One of the latest versions of the Model 250 is the -C40, which has a centrifugal compressor pulling a pressure ratio of 9.2:1, at an airflow 6.1 lb/s (2.8 kg/s), and developing, at the shaft, 715 hp (533 kW).

^ the perfect engine right there.

[WhiteBlue]

Turbo engines are used in aircraft due to their superior power/weight ratio. In aircraft weight has to be supported by power expenditure. This isn't true for cars and ships. Power stations use steam and gas turbines in combined cycles which is a very high weight design but suitable for stationary power generation.

[djos]

Back to Turbo I4's, you'd think if Ken Block can get 650hp out of his fire-breathing Fiesta the F1 boys should be aiming for 900hp!

[youtube]http://www.youtube.com/watch?v=4TshFWSsrn8[/youtube]

[djos]

This gas turbine that weighs only 138lb can produce 317hp and 217lb of torque with a gearbox reduction to 6000rpm. This isn't even scratching the surface of what is capable from these machines.
[youtube]http://www.youtube.com/watch?v=Wt4ibkOT ... re=related[/youtube]
This engine was around in the 60's as well.

Obviously turbines are outrageous for 2013, but i believe this format is very feasible and should be pursued allong with the other ERS tech.

http://en.wikipedia.org/wiki/Allison_Model_250

One of the latest versions of the Model 250 is the -C40, which has a centrifugal compressor pulling a pressure ratio of 9.2:1, at an airflow 6.1 lb/s (2.8 kg/s), and developing, at the shaft, 715 hp (533 kW).

^ the perfect engine right there.

Ringo, the main problem with Gas-Turbines and road racing is the comparative lack of throttle response when compared to Piston engines. If you've ever watched footage from on-board a Jet fighter you'll notice that the acceleration is not instant when the throttles are advanced as the Jet-engine takes time to increase its RPM's.

[ringo]

Turbo engines are used in aircraft due to their superior power/weight ratio. In aircraft weight has to be supported by power expenditure. This isn't true for cars and ships. Power stations use steam and gas turbines in combined cycles which is a very high weight design but suitable for stationary power generation.

I don't understand what you mean by power expenditure.

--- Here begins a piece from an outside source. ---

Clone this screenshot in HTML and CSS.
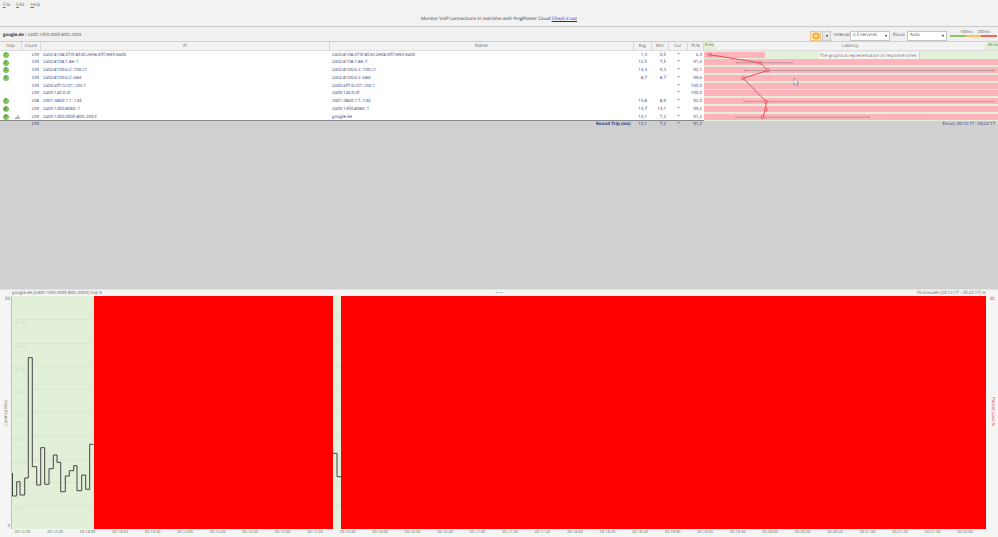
FILE: index.html
```html
<!DOCTYPE html>
<html lang="en">
<head>
<meta charset="utf-8">
<title>PingPlotter</title>
<link rel="stylesheet" href="styles.css">
</head>
<body>
<div class="top">
  <nav class="menu"><span><u>F</u>ile</span><span><u>E</u>dit</span><span><u>H</u>elp</span></nav>
  <p class="banner">Monitor VoIP connections in real-time with PingPlotter Cloud <a href="#">Check it out</a></p>
</div>
<div class="toolbar">
  <div class="crumb"><b>google.de</b> / 2a00:1450:4005:800::2003</div>
  <button class="pause"><svg width="8" height="8" viewBox="0 0 8 8"><circle cx="4" cy="4" r="3.6" fill="#f6a623"/><rect x="2.6" y="2.2" width="1" height="3.6" fill="#fff"/><rect x="4.4" y="2.2" width="1" height="3.6" fill="#fff"/></svg></button>
  <button class="drop"><i class="caret"></i></button>
  <label class="lab lab-int">Interval</label>
  <div class="select">2,5 seconds<i class="caret"></i></div>
  <label class="lab lab-foc">Focus</label>
  <div class="select">Auto<i class="caret"></i></div>
  <div class="legend">
    <div class="legend-labels"><span>100ms</span><span>200ms</span></div>
    <div class="legend-bar"><i class="lg"></i><i class="ly"></i><i class="lr"></i></div>
  </div>
</div>
<div class="grid head">
  <div>Hop</div><div>Count</div><div>IP</div><div>Name</div><div>Avg</div><div>Min</div><div>Cur</div><div>PL%</div>
  <div class="lat-head"><span class="tab">0 ms</span><span class="lat-title">Latency</span><span class="tab tab-r">85 ms</span></div>
</div>
<div class="rows">
  <div class="grid row"><div class="hop"><i>1</i></div><div class="num">239</div><div class="txt">2a02:8108:473f:8530:2e58:4fff:fe95:9a00</div><div class="txt">2a02:8108:473f:8530:2e58:4fff:fe95:9a00</div><div class="num avg">1,3</div><div class="num min">0,5</div><div class="cur">*</div><div class="num pl">6,3</div><div class="lat"><b class="short"></b></div></div>
  <div class="grid row"><div class="hop"><i>2</i></div><div class="num">239</div><div class="txt">2a02:8108:1:8e::1</div><div class="txt">2a02:8108:1:8e::1</div><div class="num avg">12,5</div><div class="num min">7,5</div><div class="cur">*</div><div class="num pl">91,6</div><div class="lat"><b></b></div></div>
  <div class="grid row"><div class="hop"><i>3</i></div><div class="num">239</div><div class="txt">2a02:8100:6:2::100:c1</div><div class="txt">2a02:8100:6:2::100:c1</div><div class="num avg">14,4</div><div class="num min">9,3</div><div class="cur">*</div><div class="num pl">92,1</div><div class="lat"><b></b></div></div>
  <div class="grid row"><div class="hop"><i>4</i></div><div class="num">239</div><div class="txt">2a02:8100:6:2::68d</div><div class="txt">2a02:8100:6:2::68d</div><div class="num avg">8,7</div><div class="num min">8,7</div><div class="cur">*</div><div class="num pl">99,6</div><div class="lat"><b></b></div></div>
  <div class="grid row"><div class="hop"></div><div class="num">239</div><div class="txt">2a00:afff:0:c01::c02:1</div><div class="txt">2a00:afff:0:c01::c02:1</div><div class="num avg"></div><div class="num min"></div><div class="cur">*</div><div class="num pl">100,0</div><div class="lat"><b></b></div></div>
  <div class="grid row"><div class="hop"></div><div class="num">239</div><div class="txt">2a00:1a0:0:4f</div><div class="txt">2a00:1a0:0:4f</div><div class="num avg"></div><div class="num min"></div><div class="cur">*</div><div class="num pl">100,0</div><div class="lat"><b></b></div></div>
  <div class="grid row"><div class="hop"><i>7</i></div><div class="num">238</div><div class="txt">2001:4860:1:1::1d4</div><div class="txt">2001:4860:1:1::1d4</div><div class="num avg">13,8</div><div class="num min">8,9</div><div class="cur">*</div><div class="num pl">92,0</div><div class="lat"><b></b></div></div>
  <div class="grid row"><div class="hop"><i>8</i></div><div class="num">239</div><div class="txt">2a00:1450:8084::1</div><div class="txt">2a00:1450:8084::1</div><div class="num avg">13,7</div><div class="num min">13,1</div><div class="cur">*</div><div class="num pl">99,2</div><div class="lat"><b></b></div></div>
  <div class="grid row"><div class="hop"><i>9</i><svg class="bars" width="5" height="4" viewBox="0 0 6 5"><path d="M.5 5V3.5M2 5V2.5M3.5 5V0M5 5V2" stroke="#666" stroke-width=".8"/></svg></div><div class="num">239</div><div class="txt">2a00:1450:4005:800::2003</div><div class="txt">google.de</div><div class="num avg">13,1</div><div class="num min">7,2</div><div class="cur">*</div><div class="num pl">91,2</div><div class="lat"><b></b></div></div>
  <svg class="lat-graph" width="294" height="71" viewBox="704 50.5 294 71">
    <g stroke="#a08a92" stroke-width=".7" fill="none">
      <path d="M706 54.3H712M737 62.3H792M737 61V63.6M792 61V63.6M745 70H994M745 68.7V71.3M994 68.7V71.3M744 101H994M744 99.7V102.3M765 109H768M736 116.7H869M736 115.4V118M869 115.4V118"/>
    </g>
    <path d="M710 54.3L760 62.3L768 70L743 77.7L766 101L765.7 109L762.7 116.7" fill="none" stroke="#e8404a" stroke-width=".9"/>
    <g fill="#ffb3ba" stroke="#e8404a" stroke-width=".8">
      <circle cx="710" cy="54.3" r="1.4"/><circle cx="760" cy="62.3" r="1.4"/><circle cx="768" cy="70" r="1.4"/><circle cx="743" cy="77.7" r="1.4"/><circle cx="766" cy="101" r="1.4"/><circle cx="765.7" cy="109" r="1.4"/><circle cx="762.7" cy="116.7" r="1.4"/>
    </g>
    <path d="M794 77.5V84.5L795.5 83L797 85.5L798 85L796.8 82.6H799Z" fill="#fff" stroke="#555" stroke-width=".5"/>
  </svg>
  <div class="tip">The graphical representation of response times</div>
</div>
<div class="grid summary">
  <div></div><div class="num">239</div><div></div><div class="rt">Round Trip (ms)</div><div class="num avg">13,1</div><div class="num min">7,2</div><div class="cur">*</div><div class="num pl">91,2</div><div class="focus">Focus: 20:12:17 - 20:22:17</div>
</div>
<div class="gray"></div>
<section class="lower">
  <header class="lower-title"><span>google.de (2a00:1450:4005:800::2003) hop 9</span><span class="grip">• • •</span><span class="range">10 minutes (20:12:17 - 20:22:17) ⊖</span></header>
  <div class="chart">
    <div class="yaxis"><span>50</span><em>Latency (ms)</em><span class="zero">0</span></div>
    <div class="plot">
      <div class="tick"></div><div class="tick">45 ms</div><div class="tick">40 ms</div><div class="tick">35 ms</div><div class="tick">30 ms</div><div class="tick">25 ms</div><div class="tick">20 ms</div><div class="tick">15 ms</div><div class="tick">10 ms</div><div class="tick">5 ms</div>
      <svg class="trace" width="974" height="233" viewBox="12 296 974 233">
        <path d="M12.5 473V496H16.7V481.7H20V495H24.7V478H28.3V357.7H32.3V466.7H36.7V485H40.7V447.7H44.7V484.3H49V468.7H53.3V455H57V462.3H60.7V491.7H65.3V476H69.3V470.7H73.7V465.7H77V490.7H81.7V475H85.7V489.3H89.7V444.3H93.5M333 453.3H337V476.7H341" fill="none" stroke="#444" stroke-width="1"/>
      </svg>
      <div class="loss loss-a"></div>
      <div class="loss loss-b"></div>
    </div>
    <div class="yaxis-r"><span>30</span><em>Packet Loss %</em></div>
  </div>
  <div class="xaxis">
    <span>20:12:20</span><span>20:12:40</span><span>20:13:00</span><span>20:13:20</span><span>20:13:40</span><span>20:14:00</span><span>20:14:20</span><span>20:14:40</span><span>20:15:00</span><span>20:15:20</span><span>20:15:40</span><span>20:16:00</span><span>20:16:20</span><span>20:16:40</span><span>20:17:00</span><span>20:17:20</span><span>20:17:40</span><span>20:18:00</span><span>20:18:20</span><span>20:18:40</span><span>20:19:00</span><span>20:19:20</span><span>20:19:40</span><span>20:20:00</span><span>20:20:20</span><span>20:20:40</span><span>20:21:00</span><span>20:21:20</span><span>20:21:40</span><span>20:22:00</span>
  </div>
</section>
</body>
</html>
```

FILE: styles.css
```css
* { box-sizing: border-box; }
html, body { margin: 0; padding: 0; }
body {
  width: 998px;
  height: 537px;
  overflow: hidden;
  display: flex;
  flex-direction: column;
  background: #f0f0f0;
  font-family: "Open Sans", "Liberation Sans", sans-serif;
  font-size: 4.4px;
  line-height: 7px;
  color: #3a3a3a;
  text-rendering: geometricPrecision;
}

.top { height: 27px; padding-top: 1px; border-bottom: 1px solid #c8c8c8; background: #f2f2f2; }
.menu { display: flex; gap: 6px; padding-left: 3px; height: 15px; line-height: 8px; font-size: 4.6px; color: #666; }
.banner { margin: 0; text-align: center; line-height: 7px; font-size: 4.6px; color: #333; }
.banner a { color: #1a1ae0; }

.toolbar { height: 15px; display: flex; align-items: center; background: #f0f0f0; border-bottom: 1px solid #cfcfcf; padding-top: 3px; }
.crumb { width: 810px; padding-left: 3px; color: #555; }
.crumb b { color: #333; }
.pause, .drop { height: 10px; padding: 0; display: flex; align-items: center; justify-content: center; }
.pause { width: 11px; border: 1px solid #e8c48a; background: #fbe9c9; }
.drop { width: 9px; margin-left: 1px; border: 1px solid #ccc; background: #e6e6e6; }
.caret { display: block; width: 0; height: 0; border: 1.6px solid transparent; border-top: 2px solid #222; border-bottom: 0; }
.lab { color: #555; }
.lab-int { width: 19px; padding-left: 3px; }
.lab-foc { width: 17px; padding-left: 3px; }
.select { width: 40px; height: 10px; padding: 0 2px; display: flex; align-items: center; justify-content: space-between; background: #fff; border: 1px solid #c4c4c4; color: #555; }
.legend { width: 47px; margin-left: 3px; padding-bottom: 3px; }
.legend-labels { display: flex; height: 4px; line-height: 4px; padding-left: 10px; gap: 5px; font-size: 4px; color: #666; }
.legend-bar { display: flex; height: 2px; }
.legend-bar i { flex: 1; }
.lg { background: #8cc665; }
.ly { background: #fbbf5d; }
.lr { background: #f1665a; }

.grid { display: grid; grid-template-columns: 22px 19px 289px 303.5px 18.5px 17px 19px 16px 294px; }
.head { height: 8.5px; line-height: 8px; background: #f2f2f2; border-bottom: 1px solid #dcdcdc; color: #666; text-align: center; }
.head > div { border-right: 1px solid #d8d8d8; }
.head > .lat-head { border-right: 0; display: flex; justify-content: space-between; font-size: 4px; }
.lat-title { font-size: 4.6px; }
.tab { width: 13px; padding-left: 1px; text-align: left; background: #e2f0d9; color: #3f6a3a; clip-path: polygon(0 0, 70% 0, 100% 100%, 0 100%); }
.tab-r { width: 15px; clip-path: polygon(30% 0, 100% 0, 100% 100%, 0 100%); padding-left: 5px; white-space: nowrap; }

.rows { position: relative; background: #fff; height: 70.5px; border-bottom: 1px solid #8a8a8a; }
.row { height: 7.8px; line-height: 8.4px; color: #3c477f; }
.hop { display: flex; align-items: center; padding-left: 2.5px; gap: 6px; }
.hop i { display: block; width: 6px; height: 6px; border-radius: 50%; background: #8ccf6c; border: .5px solid #74bd54; color: #2c6420; font-style: normal; font-size: 4.4px; line-height: 5px; text-align: center; }
.num { text-align: right; padding-right: 2px; }
.avg { padding-right: 5px; }
.min { padding-right: 3px; }
.pl { padding-right: 2px; }
.cur { text-align: center; }
.txt { padding-left: 2px; white-space: nowrap; }
.lat { background: #e2f0d9; padding-top: 1px; height: 7.8px; }
.lat b { display: block; height: 6px; background: #ffb3ba; }
.lat .short { width: 61px; }
.lat-graph { position: absolute; left: 704px; top: 0; }
.tip { position: absolute; left: 819px; top: 1.5px; width: 101px; height: 8px; line-height: 8px; padding-left: 1px; background: #f6f6f6; border: 0 solid #ccc; border-width: 0 1px 1px 0; color: #777; white-space: nowrap; }

.summary { height: 8px; line-height: 6.5px; background: #d0d0d0; color: #2f3a78; }
.rt { text-align: right; padding-right: 3px; font-weight: 700; }
.focus { text-align: right; padding-right: 3px; }
.gray { height: 160px; background: #d0d0d0; }

.lower { flex: 1; display: flex; flex-direction: column; background: #f5f5f5; border-top: 1px solid #e4e4e4; min-height: 0; }
.lower-title { height: 6px; padding: 0 12px; line-height: 6px; display: grid; grid-template-columns: 1fr auto 1fr; color: #666; }
.grip { color: #666; }
.range { text-align: right; }
.chart { display: flex; height: 232.5px; }
.yaxis { width: 12px; position: relative; border-right: 1px solid #c0c0c0; display: flex; flex-direction: column; justify-content: space-between; align-items: flex-end; padding-right: 1px; color: #666; }
.yaxis em { font-style: normal; writing-mode: vertical-rl; transform: rotate(180deg); margin-right: 0; }
.zero { line-height: 5px; }
.plot { position: relative; width: 974px; background: #e2f0d9; }
.tick { height: 23.25px; padding-left: 2px; line-height: 6px; border-top: 1px solid #d8e9cc; color: #c9dcba; }
.tick:first-child { border-top: 0; }
.trace { position: absolute; left: 0; top: 0; }
.loss { position: absolute; top: 0; bottom: 0; background: #f00; }
.loss-a { left: 81.5px; width: 239.5px; }
.loss-b { left: 329px; right: 0; }
.yaxis-r { flex: 1; display: flex; flex-direction: column; align-items: center; color: #e0222a; gap: 94px; }
.yaxis-r em { font-style: normal; writing-mode: vertical-rl; }
.xaxis { display: flex; padding-left: 6.25px; line-height: 7px; color: #5a6b50; font-size: 4px; }
.xaxis span { flex: 0 0 32.5px; text-align: center; }
```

The Gas turbine is a superior engine. A steam turbine and it's systems is a whole different machine.
A combined cycle has amazing efficiencies, if i remember up to 70% or more, so you cannot compare that to a piston engine. It is basically a multitude of engines.

Big diesel engines are also used as power stations as well. Those are far heavier and less powerful than an equivalent gas turbine. They are also dirtier.
The advantage with diesel engines is the simplicity and familiarity. The control systems are also simpler.

Gas turbines and steam turbines are used in ships of very large size than require the right power density. Gas turbine can also use many fuels.

No matter how you want to word it. Any engine that weights 138lb and can put out 720hp is a feasible consideration. An F1 car is very closely related to an air craft, they both have the same needs, high power to weight ratio.
My only major concern with gas turbines would be safety and technical support.

But as i said KERS easily compensates for any of the draw backs associated with a gas turbine.
I'm for the L4 for 2013, but in the back of my mind a natural gas turbine coupled with KERS and HERS is an interesting solution if we are thinking about efficiency and emissions.

[ringo]

Ringo, the main problem with Gas-Turbines and road racing is the comparative lack of throttle response when compared to Piston engines. If you've ever watched footage from on-board a Jet fighter you'll notice that the acceleration is not instant when the throttles are advanced as the Jet-engine takes time to increase its RPM's.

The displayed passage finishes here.